Alright, so let’s move onto what keeps you busy professionally?
Working in creative industries has risks and rewards, and I have deeply enjoyed seeing so many sides. I have had wonderful phases of trial and error. Early on, I had outstanding support and representation through Cultureclash, a since-retired-but-legendary gallery in Salida, Colorado. I have freelanced in both illustration and graphic design. I have been an art director, product designer, storyboard artist, an advertising, copy, and technical writer, and a sculptor (both digitally and traditionally).
This has all happened pretty quickly, and sometimes layered on top of one another. The thru-line that has shown itself to be true time after time has been creative work, at its best, is a really joyful result. Instead of monetizing results of individual creative work, I’ve pivoted to sharing the benefits to the self that creative work can offer. Instead of strictly training people for a career in professional art, opening those benefits to anyone curious and willing has led to some really good times.
Let’s say your best friend was visiting the area and you wanted to show them the best time ever. Where would you take them? Give us a little itinerary – say it was a week long trip, where would you eat, drink, visit, hang out, etc.
We’d hit waterfalls that are secreted away in a lot of our mountain foothills, and enjoy the conversation along the way. Bringing visitors to surreal landscapes really opens them up. Likely do some home-cooking from the garden and local food producers, and some board games (there are some really engaging games that draw people out in surprising ways). Depending on the season, some uphill, inbounds, and sidecountry skiing near Monarch Mountain. We have some wonderful craft food & beverage to share, so we’d get some Soulcraft beer, a Sweetie’s Sandwich and baked good, and a big slab of Biker and the Baker charcurterie. Branching out, soaking at Joyful Journey hot springs down in the San Luis Valley, and gator wrestling classes at the Colorado Gators.
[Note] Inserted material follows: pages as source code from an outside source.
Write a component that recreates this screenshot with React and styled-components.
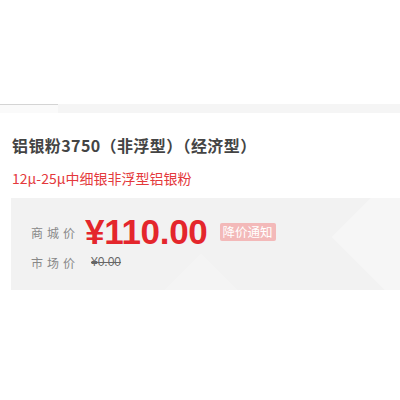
import React from 'react';
import styled, { createGlobalStyle } from 'styled-components';

const GlobalStyle = createGlobalStyle`
  body {
    margin: 0;
    background: #fff;
    font-family: "Noto Sans CJK SC", "Liberation Sans", sans-serif;
  }
`;

const Page = styled.div`
  width: 400px;
  height: 400px;
  overflow: hidden;
  padding-top: 104px;
  box-sizing: border-box;
`;

const Strip = styled.div`
  height: 9px;
  background: #f5f5f5;
  display: flex;
`;

const StripTab = styled.div`
  width: 58px;
  border-top: 1px solid #d4d4d4;
  background: #fafafa;
`;

const Info = styled.div`
  padding: 20px 0 0 12px;
`;

const Title = styled.h1`
  margin: 0;
  font-size: 16px;
  line-height: 24px;
  font-weight: bold;
  color: #444;
  letter-spacing: 0.4px;
`;

const Sub = styled.p`
  margin: 10px 0 0;
  font-size: 14px;
  line-height: 22px;
  color: #e4393c;
`;

const PriceBox = styled.div`
  position: relative;
  overflow: hidden;
  margin: 9px 0 0 -1px;
  padding: 15px 20px 17px 20px;
  background: #f2f2f2;
  display: flex;
  flex-direction: column;

  &::before {
    content: '';
    position: absolute;
    right: -40px;
    top: -6px;
    width: 90px;
    height: 90px;
    transform: rotate(45deg);
    background: rgba(255, 255, 255, 0.3);
  }
  &::after {
    content: '';
    position: absolute;
    left: 150px;
    bottom: -60px;
    width: 80px;
    height: 80px;
    transform: rotate(45deg);
    background: rgba(255, 255, 255, 0.2);
  }
`;

const Row = styled.div`
  position: relative;
  z-index: 1;
  display: flex;
  align-items: center;
  height: ${(p) => p.h}px;
`;

const Label = styled.span`
  width: 54px;
  font-size: 12px;
  letter-spacing: 4px;
  color: #888;
`;

const Price = styled.span`
  font-family: "Liberation Sans", sans-serif;
  font-size: 35px;
  font-weight: bold;
  color: #e4262c;
  letter-spacing: -0.3px;
`;

const Badge = styled.span`
  margin-left: 12px;
  height: 18px;
  line-height: 18px;
  padding: 0 3px;
  font-size: 12.5px;
  color: #fff;
  background: #f3b9b9;
  border-radius: 2px;
`;

const Market = styled.span`
  margin-left: 6px;
  font-family: "Liberation Sans", sans-serif;
  font-size: 12px;
  color: #666;
  text-decoration: line-through;
`;

export default function App() {
  return (
    <Page>
      <GlobalStyle />
      <Strip>
        <StripTab />
      </Strip>
      <Info>
        <Title>铝银粉3750（非浮型）（经济型）</Title>
        <Sub>12μ-25μ中细银非浮型铝银粉</Sub>
        <PriceBox>
          <Row h={38}>
            <Label>商城价</Label>
            <Price>¥110.00</Price>
            <Badge>降价通知</Badge>
          </Row>
          <Row h={22}>
            <Label>市场价</Label>
            <Market>¥0.00</Market>
          </Row>
        </PriceBox>
      </Info>
    </Page>
  );
}
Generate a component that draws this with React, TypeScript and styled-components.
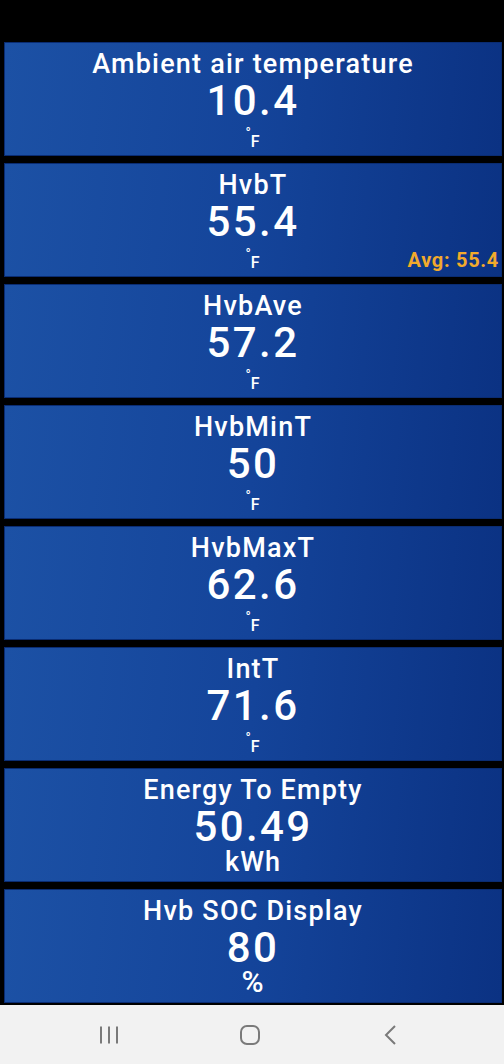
import styled, { createGlobalStyle } from "styled-components";

const GlobalStyle = createGlobalStyle`
  html, body {
    margin: 0;
    padding: 0;
    background: #000;
  }
  body {
    font-family: Roboto, "Noto Sans", sans-serif;
  }
`;

const Screen = styled.div`
  width: 504px;
  height: 1064px;
  background: #000;
  display: flex;
  flex-direction: column;
  overflow: hidden;
`;

const StatusBar = styled.div`
  height: 42px;
  flex: none;
`;

const List = styled.div`
  display: flex;
  flex-direction: column;
  gap: 7px;
  padding: 0 2px 0 4px;
`;

const Card = styled.div`
  position: relative;
  height: 114px;
  box-sizing: border-box;
  border: 1px solid #0a2c72;
  background: linear-gradient(95deg, #1c51a5 0%, #14449a 50%, #0b3283 100%);
  display: flex;
  flex-direction: column;
  align-items: center;
  padding-top: 6px;
  color: #fff;
`;

const Title = styled.div`
  font-size: 27px;
  line-height: 30px;
  font-weight: 500;
  letter-spacing: 1.2px;
  white-space: nowrap;
`;

const Value = styled.div`
  font-size: 42px;
  line-height: 42px;
  font-weight: 500;
  letter-spacing: 2.4px;
  margin-top: 1px;
`;

const UnitBox = styled.div`
  height: 28px;
  display: flex;
  align-items: flex-end;
`;

const Unit = styled.div<{ $size: number }>`
  font-size: ${(p) => p.$size}px;
  line-height: ${(p) => p.$size}px;
  font-weight: 500;
  letter-spacing: 1px;
  display: flex;
  align-items: flex-end;
`;

const Degree = styled.span`
  font-size: 14px;
  line-height: 10px;
  align-self: flex-start;
  margin-top: -6px;
  letter-spacing: 0;
`;

const Avg = styled.div`
  position: absolute;
  right: 2px;
  bottom: 4px;
  font-size: 20px;
  font-weight: 700;
  letter-spacing: 0.7px;
  color: #f2aa2c;
`;

const NavBar = styled.div`
  margin-top: auto;
  height: 59px;
  background: #f2f2f2;
  display: flex;
  align-items: center;
  justify-content: center;
  gap: 117px;
  padding-right: 4px;
`;

const NavIcon = styled.svg`
  width: 24px;
  height: 24px;
  color: #7a7a7a;
`;

type Reading = {
  title: string;
  value: string;
  unit: string;
  unitSize: number;
  avg?: string;
};

const readings: Reading[] = [
  { title: "Ambient air temperature", value: "10.4", unit: "°F", unitSize: 16 },
  { title: "HvbT", value: "55.4", unit: "°F", unitSize: 16, avg: "Avg: 55.4" },
  { title: "HvbAve", value: "57.2", unit: "°F", unitSize: 16 },
  { title: "HvbMinT", value: "50", unit: "°F", unitSize: 16 },
  { title: "HvbMaxT", value: "62.6", unit: "°F", unitSize: 16 },
  { title: "IntT", value: "71.6", unit: "°F", unitSize: 16 },
  { title: "Energy To Empty", value: "50.49", unit: "kWh", unitSize: 27 },
  { title: "Hvb SOC Display", value: "80", unit: "%", unitSize: 30 },
];

function UnitLabel({ unit, size }: { unit: string; size: number }) {
  if (unit === "°F") {
    return (
      <Unit $size={size}>
        <Degree>°</Degree>
        <span>F</span>
      </Unit>
    );
  }
  return <Unit $size={size}>{unit}</Unit>;
}

export default function App() {
  return (
    <Screen>
      <GlobalStyle />
      <StatusBar />
      <List>
        {readings.map((r) => (
          <Card key={r.title}>
            <Title>{r.title}</Title>
            <Value>{r.value}</Value>
            <UnitBox>
              <UnitLabel unit={r.unit} size={r.unitSize} />
            </UnitBox>
            {r.avg && <Avg>{r.avg}</Avg>}
          </Card>
        ))}
      </List>
      <NavBar>
        <NavIcon viewBox="0 0 24 24" fill="none" stroke="currentColor" strokeWidth="2">
          <path d="M4 3.5v17M12 3.5v17M20 3.5v17" />
        </NavIcon>
        <NavIcon viewBox="0 0 24 24" fill="none" stroke="currentColor" strokeWidth="2">
          <rect x="3" y="3" width="18" height="18" rx="6" />
        </NavIcon>
        <NavIcon viewBox="0 0 24 24" fill="none" stroke="currentColor" strokeWidth="2">
          <path d="M16 3l-9 9 9 9" />
        </NavIcon>
      </NavBar>
    </Screen>
  );
}
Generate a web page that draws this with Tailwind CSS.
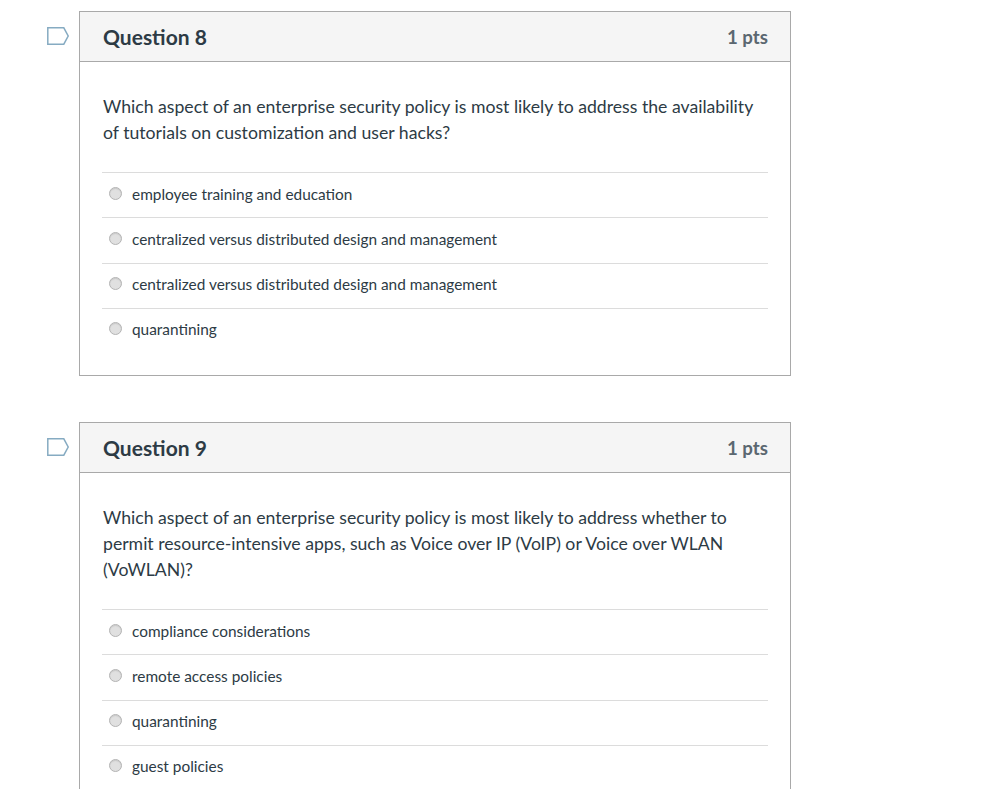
<!DOCTYPE html>
<html>
<head>
<meta charset="utf-8">
<script src="https://cdn.jsdelivr.net/npm/@tailwindcss/browser@4"></script>
</head>
<body class="bg-white font-['Lato',sans-serif] text-[#2d3b45] h-[789px] overflow-hidden">
<div class="pl-[47px] pt-[11px] flex flex-col gap-[46px] w-[791px]">

  <section class="flex items-start">
    <svg class="w-[23px] h-[19px] mt-[16px] mr-[9px] shrink-0" viewBox="0 0 23 19" fill="none"><path d="M0.8 0.8H16.8L21.2 9L16.8 17.2H0.8Z" fill="#fff" stroke="#86abc2" stroke-width="1.5"/></svg>
    <div class="flex-1 border border-[#a9a9a9]">
      <header class="h-[50px] bg-[#f5f5f5] border-b border-[#a9a9a9] flex items-center justify-between pl-[23px] pr-[22px]">
        <h2 class="text-[21px] font-bold mt-[1px]">Question 8</h2>
        <span class="text-[18.7px] font-bold text-[#5b6770] mt-[2px]">1 pts</span>
      </header>
      <div class="px-[22px] pt-[32px] pb-[22px]">
        <p class="text-[17.65px] leading-[26px] mb-[26px] pl-[1px]">Which aspect of an enterprise security policy is most likely to address the availability of tutorials on customization and user hacks?</p>
        <ul class="text-[15.4px]">
          <li class="h-[45px] border-t border-[#dcdcdc] flex items-center pl-[7px] gap-[10px]"><span class="w-[13px] h-[13px] rounded-full bg-[#e0e0e0] border border-[#b4b4b4] shadow-[inset_0_1px_1px_#c8c8c8] mb-[4px]"></span>employee training and education</li>
          <li class="h-[46px] border-t border-[#dcdcdc] flex items-center pl-[7px] pb-[1px] gap-[10px]"><span class="w-[13px] h-[13px] rounded-full bg-[#e0e0e0] border border-[#b4b4b4] shadow-[inset_0_1px_1px_#c8c8c8] mb-[4px]"></span>centralized versus distributed design and management</li>
          <li class="h-[45px] border-t border-[#dcdcdc] flex items-center pl-[7px] pb-[2px] gap-[10px]"><span class="w-[13px] h-[13px] rounded-full bg-[#e0e0e0] border border-[#b4b4b4] shadow-[inset_0_1px_1px_#c8c8c8] mb-[4px]"></span>centralized versus distributed design and management</li>
          <li class="h-[45px] border-t border-[#dcdcdc] flex items-center pl-[7px] pb-[2px] gap-[10px]"><span class="w-[13px] h-[13px] rounded-full bg-[#e0e0e0] border border-[#b4b4b4] shadow-[inset_0_1px_1px_#c8c8c8] mb-[4px]"></span>quarantining</li>
        </ul>
      </div>
    </div>
  </section>

  <section class="flex items-start">
    <svg class="w-[23px] h-[19px] mt-[16px] mr-[9px] shrink-0" viewBox="0 0 23 19" fill="none"><path d="M0.8 0.8H16.8L21.2 9L16.8 17.2H0.8Z" fill="#fff" stroke="#86abc2" stroke-width="1.5"/></svg>
    <div class="flex-1 border border-[#a9a9a9]">
      <header class="h-[50px] bg-[#f5f5f5] border-b border-[#a9a9a9] flex items-center justify-between pl-[23px] pr-[22px]">
        <h2 class="text-[21px] font-bold mt-[1px]">Question 9</h2>
        <span class="text-[18.7px] font-bold text-[#5b6770] mt-[2px]">1 pts</span>
      </header>
      <div class="px-[22px] pt-[32px] pb-[22px]">
        <p class="text-[17.65px] leading-[26px] mb-[26px] pl-[1px]">Which aspect of an enterprise security policy is most likely to address whether to permit resource-intensive apps, such as Voice over IP (VoIP) or Voice over WLAN (VoWLAN)?</p>
        <ul class="text-[15.4px]">
          <li class="h-[45px] border-t border-[#dcdcdc] flex items-center pl-[7px] gap-[10px]"><span class="w-[13px] h-[13px] rounded-full bg-[#e0e0e0] border border-[#b4b4b4] shadow-[inset_0_1px_1px_#c8c8c8] mb-[4px]"></span>compliance considerations</li>
          <li class="h-[46px] border-t border-[#dcdcdc] flex items-center pl-[7px] pb-[1px] gap-[10px]"><span class="w-[13px] h-[13px] rounded-full bg-[#e0e0e0] border border-[#b4b4b4] shadow-[inset_0_1px_1px_#c8c8c8] mb-[4px]"></span>remote access policies</li>
          <li class="h-[45px] border-t border-[#dcdcdc] flex items-center pl-[7px] pb-[2px] gap-[10px]"><span class="w-[13px] h-[13px] rounded-full bg-[#e0e0e0] border border-[#b4b4b4] shadow-[inset_0_1px_1px_#c8c8c8] mb-[4px]"></span>quarantining</li>
          <li class="h-[45px] border-t border-[#dcdcdc] flex items-center pl-[7px] pb-[2px] gap-[10px]"><span class="w-[13px] h-[13px] rounded-full bg-[#e0e0e0] border border-[#b4b4b4] shadow-[inset_0_1px_1px_#c8c8c8] mb-[4px]"></span>guest policies</li>
        </ul>
      </div>
    </div>
  </section>

</div>
</body>
</html>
Then, backyard firepit for some recap chatter.
Shoutout is all about shouting out others who you feel deserve additional recognition and exposure. Who would you like to shoutout?
I’ve had tremendous fortune in my life. The support that my family offered for me to pursue art was eagerly offered, but a hard-won sacrifice. We all worked and have only recently retired the student debt. Even more than the financial support, my parents were absolutely willing to endorse my pursuit of a creative career, accepting the risks and ambiguity of what that would mean.
Mentorship has been elusive in my life, and one of my most enjoyable aspects of our business is the sanctuary we provide for young people. Having a place of choice to release our thinking and wander towards better questions has already shown to have tremendous value to some of our beginner students.